2. Small business owners should set up a business entity
One of the first things an entrepreneur should do is set up a legal entity for your business. By setting up an S-Corp, C-Corp or partnership, you will significantly increase your tax savings. Bottom line: If you have the right entity setup, you’ll pay less tax.
3. You can deduct almost everything, legally
If your expenses have a business purpose, and you have the right documentation, you can deduct almost everything you do. This includes your travel and meals for business purposes that are ordinary and necessary. And if you’re having dinner with your spouse and talking about business, it can be a write-off!
4. Hiring a bookkeeper and accountant is a must for every business owner
You must own your numbers as an entrepreneur, small business owner and/or investor.
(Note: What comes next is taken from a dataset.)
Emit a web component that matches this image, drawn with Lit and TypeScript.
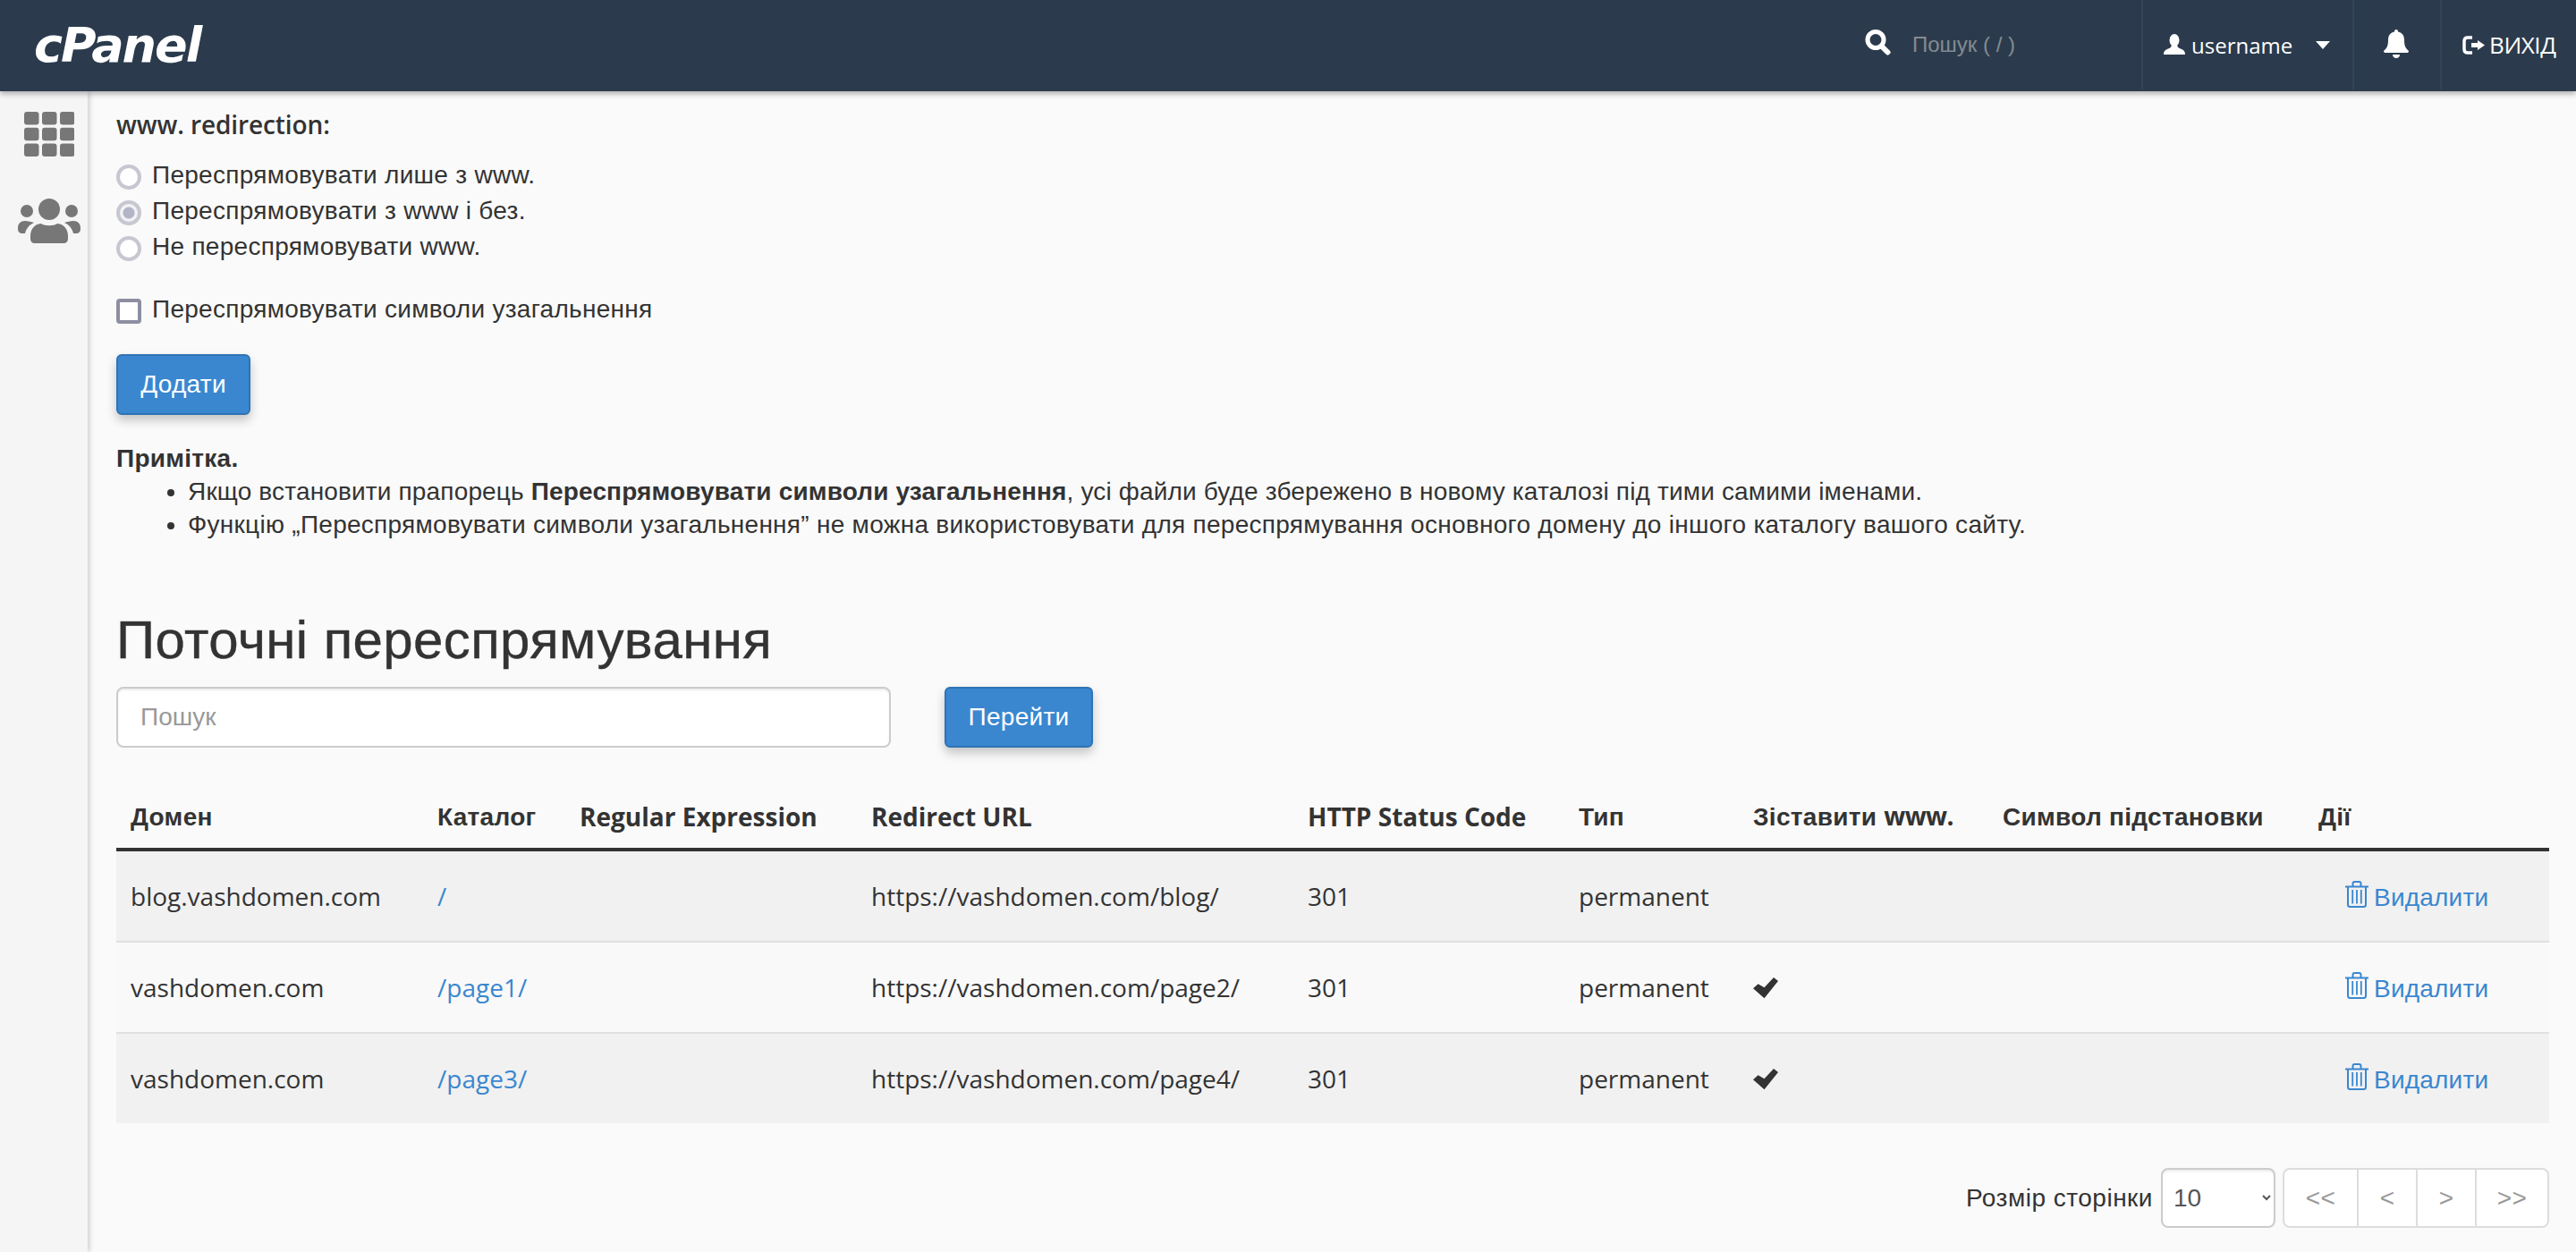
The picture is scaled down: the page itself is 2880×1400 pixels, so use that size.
import { LitElement, html, svg, css, nothing } from "lit";
import { customElement } from "lit/decorators.js";

const rows = [
  { domain: "blog.vashdomen.com", dir: "/", url: "https://vashdomen.com/blog/", www: false },
  { domain: "vashdomen.com", dir: "/page1/", url: "https://vashdomen.com/page2/", www: true },
  { domain: "vashdomen.com", dir: "/page3/", url: "https://vashdomen.com/page4/", www: true },
];

const trashIcon = html`<svg class="trash" viewBox="0 0 26 30" fill="none" stroke="currentColor" stroke-width="2">
  <path d="M0 6.5H26M8.5 6V3C8.5 1.800 9.300 1 10.500 1H15.500C16.700 1 17.500 1.800 17.500 3V6" />
  <path d="M3 7V26.500C3 28 4 29 5.500 29H20.500C22 29 23 28 23 26.500V7" />
  <path d="M8.200 10V25.500M13 10V25.500M17.800 10V25.500" stroke-width="1.800" />
</svg>`;

const checkIcon = html`<svg class="check" viewBox="0 0 28 24">
  <polygon points="0,12.300 5.600,7.300 12.500,11.300 23,0 28,4 12.500,23.300" fill="currentColor" />
</svg>`;

@customElement("app-root")
export class AppRoot extends LitElement {
  static styles = css`
    :host {
      display: block;
      height: 1400px;
      overflow: hidden;
      background: #fafafa;
      color: #333;
      font-family: "Liberation Sans", Arial, sans-serif;
      font-size: 28px;
      line-height: 37px;
      letter-spacing: 0.28px;
    }

    .topbar {
      position: relative;
      z-index: 2;
      display: flex;
      align-items: stretch;
      height: 102px;
      background: #2b3b4d;
      color: #fff;
      letter-spacing: 0;
      box-shadow: 0 3px 6px rgba(0, 0, 0, 0.3);
    }

    .logo {
      margin-left: 38px;
      align-self: center;
      font-family: "DejaVu Sans", sans-serif;
      font-size: 54px;
      font-weight: 700;
      font-style: italic;
      letter-spacing: -2px;
      line-height: 60px;
    }

    .spacer {
      flex: 1;
    }

    .search {
      display: flex;
      align-items: center;
      width: 311px;
      height: 100px;
    }

    .search svg {
      width: 32px;
      height: 30px;
      margin-top: -6px;
    }

    .search input {
      width: 240px;
      margin-left: 23px;
      padding: 0;
      border: 0;
      outline: 0;
      background: transparent;
      color: #fff;
      font: 24px "Liberation Sans", sans-serif;
    }

    .search input::placeholder {
      color: #858b91;
      opacity: 1;
    }

    .section {
      flex: none;
      display: flex;
      align-items: center;
      height: 100px;
      box-sizing: border-box;
      border-left: 2px solid #33445a;
    }

    .user {
      width: 236px;
      padding-left: 23px;
      font-family: "Open Sans", sans-serif;
      font-size: 24px;
    }

    .user svg {
      width: 24px;
      height: 23px;
      margin-right: 7px;
      margin-top: -2px;
    }

    .caret {
      margin-left: 26px;
      border-top: 9px solid #fff;
      border-left: 8px solid transparent;
      border-right: 8px solid transparent;
    }

    .bell {
      width: 98px;
      padding-left: 33px;
    }

    .bell svg {
      width: 28px;
      height: 32px;
      margin-top: -2px;
    }

    .logout {
      width: 152px;
      padding-left: 23px;
      font-family: "Open Sans", sans-serif;
      font-size: 26px;
      letter-spacing: -0.4px;
    }

    .logout svg {
      width: 25px;
      height: 21px;
      margin-right: 5px;
    }

    .body {
      display: flex;
      height: 1298px;
    }

    .sidebar {
      flex: none;
      display: flex;
      flex-direction: column;
      align-items: center;
      gap: 47px;
      box-sizing: border-box;
      width: 98px;
      padding: 23px 0 0 12px;
      background: #f5f5f5;
      box-shadow: 2px 0 6px rgba(0, 0, 0, 0.18);
    }

    .sidebar svg {
      display: block;
      flex: none;
      fill: #777;
    }

    .main {
      flex: 1;
      min-width: 0;
      padding: 17px 30px 0 32px;
    }

    .form-label {
      font-family: "Open Sans", sans-serif;
      font-weight: 600;
      line-height: 40px;
      letter-spacing: -0.1px;
    }

    .options {
      margin-top: 16px;
    }

    .option {
      display: flex;
      align-items: center;
      height: 40px;
    }

    .option input {
      appearance: none;
      flex: none;
      width: 28px;
      height: 28px;
      margin: 6px 12px 0 0;
      box-sizing: border-box;
      background: #fff;
      border: 4px solid #c6c7d1;
      border-radius: 50%;
    }

    .option input:checked {
      background: radial-gradient(circle, #b3b5c6 0 6px, #f2f2f5 7px);
    }

    .option input[type="checkbox"] {
      border-color: #8e8ea2;
      border-radius: 4px;
    }

    .wild {
      margin-top: 30px;
    }

    .btn {
      display: block;
      height: 68px;
      box-sizing: border-box;
      padding: 0;
      background: #3a87d0;
      border: 2px solid #2f73b5;
      border-radius: 6px;
      box-shadow: 0 6px 12px rgba(0, 0, 0, 0.22);
      color: #fff;
      font: 28px "Liberation Sans", sans-serif;
      letter-spacing: 0.28px;
    }

    .add {
      width: 150px;
      margin-top: 31px;
    }

    .note {
      margin-top: 30px;
    }

    .note ul {
      margin: 0;
      padding-left: 80px;
    }

    .note .tight {
      letter-spacing: 0.16px;
    }

    h2 {
      margin: 78px 0 0;
      font-size: 60px;
      font-weight: 400;
      line-height: 66px;
      letter-spacing: 0.4px;
      -webkit-text-stroke: 0.4px #333;
    }

    .filter {
      display: flex;
      gap: 60px;
      margin-top: 19px;
    }

    .filter input {
      width: 866px;
      height: 68px;
      box-sizing: border-box;
      padding: 0 25px;
      background: #fff;
      border: 2px solid #ccc;
      border-radius: 8px;
      box-shadow: inset 0 2px 2px rgba(0, 0, 0, 0.075);
      font: 28px "Liberation Sans", sans-serif;
    }

    .filter input::placeholder {
      color: #999;
      opacity: 1;
    }

    .go {
      width: 166px;
    }

    table {
      width: 2720px;
      margin-top: 42px;
      table-layout: fixed;
      border-collapse: separate;
      border-spacing: 0;
      font-family: "Open Sans", sans-serif;
      letter-spacing: 0;
    }

    .c1 { width: 343px; }
    .c2 { width: 159px; }
    .c3 { width: 326px; }
    .c4 { width: 488px; }
    .c5 { width: 303px; }
    .c6 { width: 195px; }
    .c7 { width: 279px; }
    .c8 { width: 353px; }
    .c9 { width: 274px; }

    th {
      height: 70px;
      padding: 0 16px;
      border-bottom: 4px solid #333;
      text-align: left;
      font-weight: 700;
      white-space: nowrap;
    }

    .cy {
      font-family: "Liberation Sans", sans-serif;
      letter-spacing: 0.3px;
    }

    .lat {
      font-family: "Open Sans", sans-serif;
      letter-spacing: -0.6px;
    }

    td {
      height: 100px;
      padding: 0 16px;
      border-bottom: 2px solid #e0e0e0;
      white-space: nowrap;
    }

    tr:nth-child(odd) td {
      background: #f1f1f1;
    }

    tr:nth-child(even) td {
      background: #f9f9f9;
    }

    tr:last-child td {
      border-bottom: 0;
    }

    a {
      color: #3a87d0;
      text-decoration: none;
    }

    .action {
      display: inline-flex;
      align-items: center;
      margin: 3px 0 0 30px;
      font-family: "Liberation Sans", sans-serif;
      letter-spacing: 0.2px;
    }

    .trash {
      width: 26px;
      height: 30px;
      margin: -7px 6px 0 0;
    }

    .check {
      display: block;
      width: 28px;
      height: 24px;
      margin-top: 1px;
      color: #333;
    }

    .pager {
      display: flex;
      justify-content: flex-end;
      align-items: center;
      margin-top: 50px;
    }

    .pager label {
      margin-right: 9px;
      letter-spacing: 0.5px;
    }

    .pager select {
      width: 128px;
      height: 67px;
      box-sizing: border-box;
      padding: 0 6px 0 8px;
      background: #fff;
      border: 2px solid #ccc;
      border-radius: 8px;
      box-shadow: inset 0 2px 2px rgba(0, 0, 0, 0.075);
      color: #555;
      font: 28px "Liberation Sans", sans-serif;
    }

    .pages {
      display: flex;
      height: 67px;
      margin-left: 8px;
      box-sizing: border-box;
      background: #fff;
      border: 2px solid #ddd;
      border-radius: 8px;
      color: #999;
    }

    .pages span {
      display: flex;
      align-items: center;
      justify-content: center;
      width: 66px;
      box-sizing: border-box;
      border-left: 2px solid #ddd;
    }

    .pages span:first-child,
    .pages span:last-child {
      width: 81px;
    }

    .pages span:first-child {
      border-left: 0;
    }
  `;

  protected render() {
    return html`
      <header class="topbar">
        <div class="logo">cPanel</div>
        <div class="spacer"></div>
        <div class="search">
          <svg viewBox="0 0 32 30" fill="none" stroke="#fff">
            <circle cx="14" cy="12.500" r="9" stroke-width="5" />
            <path d="M21 20L27.500 26.500" stroke-width="6" stroke-linecap="round" />
          </svg>
          <input placeholder="Пошук ( / )" />
        </div>
        <div class="section user">
          <svg viewBox="0 0 24 23" fill="#fff">
            <ellipse cx="12" cy="7" rx="5.500" ry="7" />
            <path d="M0 23C0 19 2 17.500 5 16.500C8 15.500 9 14 9 11H15C15 14 16 15.500 19 16.500C22 17.500 24 19 24 23Z" />
          </svg>
          <span>username</span>
          <i class="caret"></i>
        </div>
        <div class="section bell">
          <svg viewBox="0 0 28 32" fill="#fff">
            <path d="M14 0C12.500 0 12 1 12 2.500C7 3.500 5 7 5 12C5 18 3.500 21 0 24C0 25.500 1 26 2 26H26C27 26 28 25.500 28 24C24.500 21 23 18 23 12C23 7 21 3.500 16 2.500C16 1 15.500 0 14 0Z" />
            <path d="M10 28H18C18 30.500 16 32 14 32C12 32 10 30.500 10 28Z" />
          </svg>
        </div>
        <div class="section logout">
          <svg viewBox="0 0 25 21">
            <path d="M11 2H6C3.500 2 2 3.500 2 6V15C2 17.500 3.500 19 6 19H11" fill="none" stroke="#fff" stroke-width="3.500" />
            <path d="M10 8H17V5L25 10.500L17 16V13H10Z" fill="#fff" />
          </svg>
          <span>ВИХІД</span>
        </div>
      </header>

      <div class="body">
        <nav class="sidebar">
          <svg width="56" height="50" viewBox="0 0 56 50">
            ${[0, 17.7, 35.4].map((y) =>
              [0, 20, 40].map(
                (x) => svg`<rect x=${x} y=${y} width="16.500" height="14.600" rx="3" />`
              )
            )}
          </svg>
          <svg width="70" height="50" viewBox="0 0 70 50">
            <circle cx="35" cy="12" r="12" />
            <circle cx="10" cy="14" r="7" />
            <circle cx="60" cy="14" r="7" />
            <path d="M14 42C14 33 20 28 26 28C30 31 40 31 44 28C50 28 56 33 56 42V45C56 48 54 50 51 50H19C16 50 14 48 14 45Z" />
            <path d="M0 33C0 28 3 25 8 25C11 25 15 26 18 27C13 29 9 34 8 39H5C2 39 0 37 0 34Z" />
            <path d="M70 33C70 28 67 25 62 25C59 25 55 26 52 27C57 29 61 34 62 39H65C68 39 70 37 70 34Z" />
          </svg>
        </nav>

        <main class="main">
          <div class="form-label">www. redirection:</div>
          <div class="options">
            <label class="option"><input type="radio" name="www" />Переспрямовувати лише з www.</label>
            <label class="option"><input type="radio" name="www" checked />Переспрямовувати з www і без.</label>
            <label class="option"><input type="radio" name="www" />Не переспрямовувати www.</label>
          </div>
          <label class="option wild"><input type="checkbox" />Переспрямовувати символи узагальнення</label>
          <button class="btn add">Додати</button>

          <div class="note">
            <strong>Примітка.</strong>
            <ul>
              <li class="tight">Якщо встановити прапорець <strong>Переспрямовувати символи узагальнення</strong>, усі файли буде збережено в новому каталозі під тими самими іменами.</li>
              <li>Функцію „Переспрямовувати символи узагальнення” не можна використовувати для переспрямування основного домену до іншого каталогу вашого сайту.</li>
            </ul>
          </div>

          <h2>Поточні переспрямування</h2>
          <div class="filter">
            <input placeholder="Пошук" />
            <button class="btn go">Перейти</button>
          </div>

          <table>
            <colgroup>
              ${[1, 2, 3, 4, 5, 6, 7, 8, 9].map((n) => html`<col class="c${n}" />`)}
            </colgroup>
            <thead>
              <tr>
                <th class="cy">Домен</th>
                <th class="cy">Каталог</th>
                <th>Regular Expression</th>
                <th>Redirect URL</th>
                <th>HTTP Status Code</th>
                <th class="cy">Тип</th>
                <th class="cy">Зіставити <span class="lat">www.</span></th>
                <th class="cy">Символ підстановки</th>
                <th class="cy">Дії</th>
              </tr>
            </thead>
            <tbody>
              ${rows.map(
                (r) => html`<tr>
                  <td>${r.domain}</td>
                  <td><a href="#">${r.dir}</a></td>
                  <td></td>
                  <td>${r.url}</td>
                  <td>301</td>
                  <td>permanent</td>
                  <td>${r.www ? checkIcon : nothing}</td>
                  <td></td>
                  <td><a class="action" href="#">${trashIcon}Видалити</a></td>
                </tr>`
              )}
            </tbody>
          </table>

          <div class="pager">
            <label>Розмір сторінки</label>
            <select><option>10</option><option>20</option></select>
            <div class="pages">
              <span>&lt;&lt;</span><span>&lt;</span><span>&gt;</span><span>&gt;&gt;</span>
            </div>
          </div>
        </main>
      </div>
    `;
  }
}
To stay on top of your finances, hiring a great bookkeeper and accountant should be a top priority. Set up a chart of accounts and a system for communicating with them. Remember that a bookkeeper is in charge of making sure records are accurate, and an accountant is in charge of analyzing those records for tax and business planning opportunities. And then schedule regular meetings with both your bookkeeper and accountant to evaluate your cash flow versus waiting until tax time.
5. Assets must create income to be an asset
Your company and investments should be regularly generating positive cash flow. If your company is upside down, it’s time to re-evaluate the company’s priorities. Based on cash flow, you can determine whether it’s time to expand, add partners, get investors, sell or shut it down as a loss.
6. You should review your cash flow numbers every day
To stay on top of your company’s financials, you want to regularly review what funds are coming in, and what is going out as part of your daily schedule. And keep your cash flow charts simple because if they’re complex, you won’t do it.
7. Tax incentives can change your life — and the world
And while most people cringe when they think about taxes, the tax code can actually do a lot of good. By taking advantage of the tax incentives provided by the government, you will not only build your long-term wealth; you can also change the world. By inventing something that solves a problem, you can positively impact your life and others.
So what every school should really be teaching students this fall is how to set up a tax savings strategy that lets you build long-term wealth. Instead of memorizing things in school that don’t really matter, students should learn practical tips for maximizing tax deductions. Anyone can start a new business and deduct expenses for creating jobs, investing in equipment, inventing new products, investing in real estate, and even writing a book!
And once you apply these seven tax and wealth tips, you can make way better decisions, make way more money and pay way less taxes. You’ll not only build long-term wealth for you but also fuel the economy and help others achieve their financial dreams. These tax tips are really that important, so spread the word!